[RFC PATCH v2 00/14] Implement an HPET-based hardlockup detector

From: Ricardo Neri
Date: Wed Feb 27 2019 - 11:05:45 EST


Hi,

This is the second attempt to demonstrate the implementation of a
hardlockup detector driven by the High-Precision Event Timer. The
initial implementation can be found here [1].

== Introduction ==

In CPU architectures that do not have an NMI watchdog, one can be
constructed using a counter of the Performance Monitoring Unit (PMU).
Counters in the PMU have high granularity and high visibility of the CPU.
These capabilities and their limited number make these counters precious
resources. Unfortunately, the perf-based hardlockup detector permanently
consumes one of these counters per CPU.

These counters could be freed for profiling purposes if the hardlockup
detector were driven by another timer.

The hardlockup detector runs relatively infrequently and does not require
visibility of the CPU activity (in addition to detect locked-up CPUs). A
timer that is external to the CPU (e.g., in the chipset) can be used to
drive the detector.

A key requirement is that the timer needs to be capable of issuing a
non-maskable interrupt to the CPU. In most cases, this can be achieved
by tweaking the delivery mode of the interrupt in the interrupt controller
chip (the exception is the IO APIC).

== Details of this implementation

This implementation aims to be simpler than the first attempt. Thus, it
only uses an HPET timer that is capable of issuing interrupts via the
Front Side Bus. Also, the series does not cover the case of interrupt
remapping (to be sent in a subsequent series). The generic interrupt code
is not used and, instead, the detector directly programs all the HPET
registers.

In order to not have to read HPET registers in every NMI, the time-stamp
counter is used to determine whether the HPET caused the interrupt.

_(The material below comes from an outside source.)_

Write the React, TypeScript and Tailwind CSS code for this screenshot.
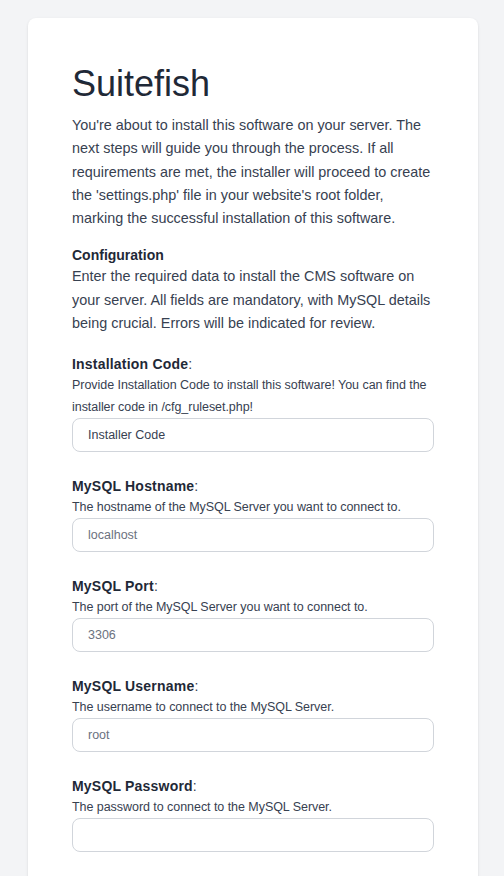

Furthermore, only one write to HPET registers is done every
watchdog_thresh seconds. This write can be eliminated if the HPET timer
is periodic.

Lastly, the HPET timer always targets the same CPU. Hence, it is not
necessary to update the interrupt CPU affinity while the hardlockup
detector is running. The rest of the CPUs in the system are monitored
issuing a interprocessor interrupt. CPUs check a cpumask to determine
whether they need to look for hardlockups.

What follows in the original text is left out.